Despite these difficulties, it is possible to make progress in reforming social-sector institutions, and to do so under a democratic regime. In Latin America, Chile is the country that has made the most progress in implementing structural reforms of the social sectors, and it has done so under authoritarian rule.5 Yet the reforms have been maintained and even extended since the 1990 transition to democracy. And since then, a number of other countries in Latin America—and a few in Africa—have implemented "Chile-style" reforms under democratic regimes. Progress has been most visible in the social security arena in Latin America, but there have also been some reforms in health and education.6 The policy framework—rapid and extensive macroeconomic reform—has been critical to the political viability of these reforms


East Asia also provides several examples of efficient and well-targeted social expenditures, in particular investments in basic education (see Birdsall et al., 1995). Yet because the East Asian countries were neither democracies nor undergoing major economic adjustments at the time their social welfare frameworks were established, their experiences are less relevant to the transition economies. Indeed, most East Asian countries have not had to reform their social welfare systems dramatically; rather, they were initially set up in an efficient manner in the context of good macroeconomic policies.
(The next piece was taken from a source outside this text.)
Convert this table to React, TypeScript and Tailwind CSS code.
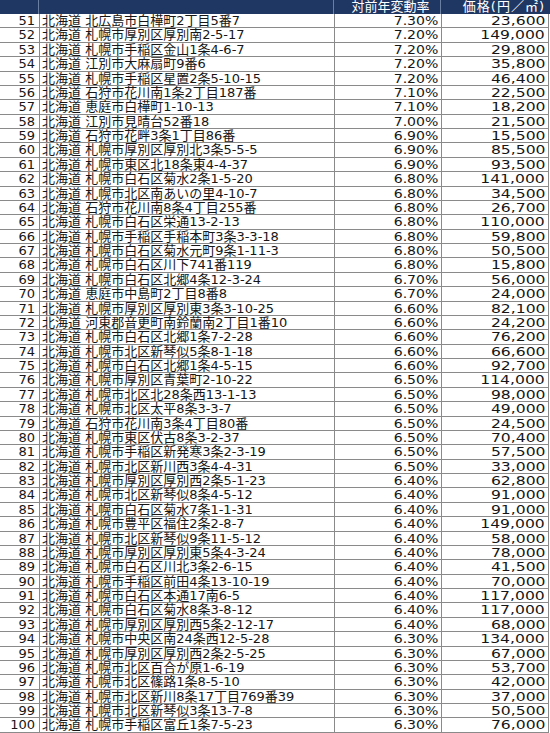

Pension systems, for example, were not established in most East Asian countries until it was clear that they were affordable from a fiscal standpoint. This is in sharp contrast with the experience of most Latin American or transition economies.


Argentina, Bolivia, Colombia, and Peru have all implemented major social security reforms. A major health-sector reform is under way in Argentina, and Peru is beginning such a process. In Africa, among other countries, Zambia has implemented far-reaching health-sector reform (Graham, 1996a).